Hair for Hope aims to raise $1.5m for kids with cancer in virtual comeback, Singapore News & Top Stories

Assistant microbiologist Thangavelu Latha has not kept her hair long since her son was diagnosed with Ewing sarcoma in 2019.

She and her husband have been shaving their heads to show 14-year-old Ron, who has completed treatment for the cancer in his lungs, that being bald is nothing to be ashamed of.

“When my son found out he had cancer, he wanted to keep his hair until the last strand. So we shaved first, and after that he agreed to do so,” said Madam Latha, 42.

She is among several participants who helped to launch this year’s Hair for Hope campaign yesterday by going bald.

The annual fund-raiser of the Children’s Cancer Foundation (CCF) is taking place in a virtual format for the first time in its 18-year history.

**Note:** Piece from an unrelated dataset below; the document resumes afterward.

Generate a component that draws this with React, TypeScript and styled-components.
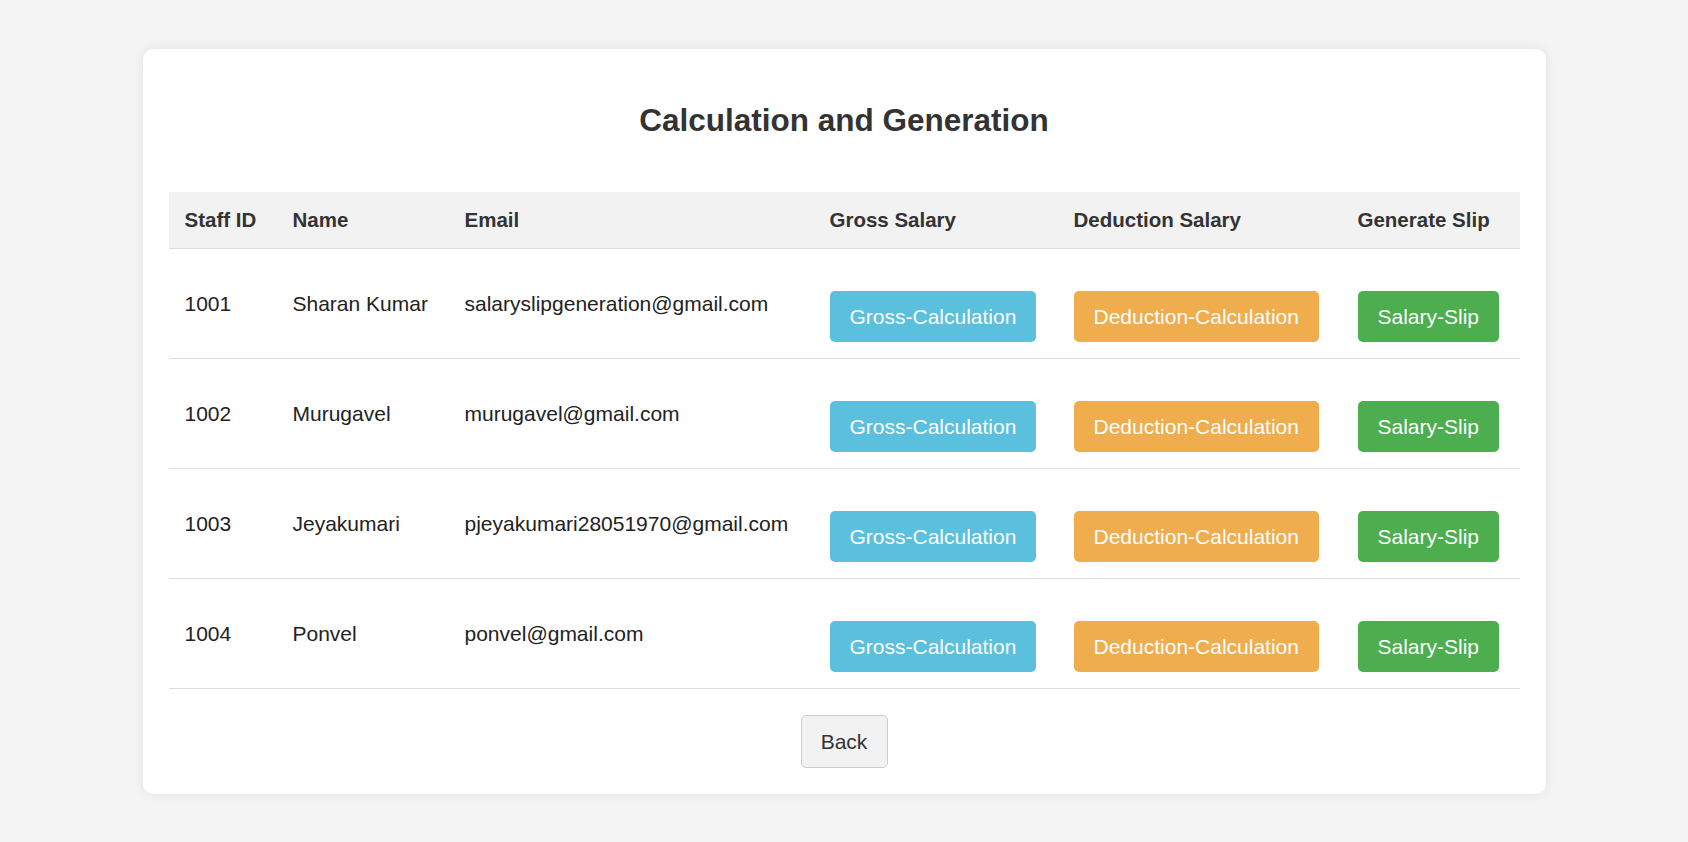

It took a break last year because of the Covid-19 pandemic.

It aims to raise $1.5 million this year to help children with cancer, as well as their families, by getting 1,500 people to shave their heads, raise awareness and bring in donations.

In a more normal year, the event can draw more than 5,000 participants and cover about 40 per cent of CCF’s total expenses. In 2019, it raised a record $4.78 million.

There will be no public head-shaving events this year, so Hair for Hope participants across all categories have to make their own arrangements to shave their heads.

They can also visit 11 Hair for Hope partner salons to do so, and enjoy a 20 per cent discount.

Donations to CCF will also take place online. The campaign runs until June 30, with some activities live-streamed on social media.

More than 150 children and young adults are diagnosed with cancer each year in Singapore.

CCF chairman Ho Cheng Huat said at the Hair for Hope launch: “When children lose their hair, some get laughed at, some receive bullying remarks simply because they look different. Such actions affect their self-esteem… Everyone who shaves shows support.”

Terry Goh, 12, parted with his hair at yesterday’s event at the Kong Meng San Phor Kark See Monastery. He was diagnosed with Burkitt lymphoma when he was seven and is now in remission.

“I want to help people who have cancer to not be afraid of being laughed at by others,” said the Tao Nan School pupil.

Going bald with Terry at the event were Madam Latha and the monastery’s unit manager Pua Luck Kheng, 49.

CCF has supported beneficiaries like Terry and Ron through initiatives such as counselling, financial assistance and lessons at its Place for Academic Learning and Support to help them catch up with their schoolwork.

Said Transport Minister Ong Ye Kung, who, as the guest of honour, shaved Terry’s head: “I cannot imagine what the children are going through and how they feel.

“All I can say is that they are so brave, and I admire their resilience and courage. We can all do our part – big or small – to show our support for them.”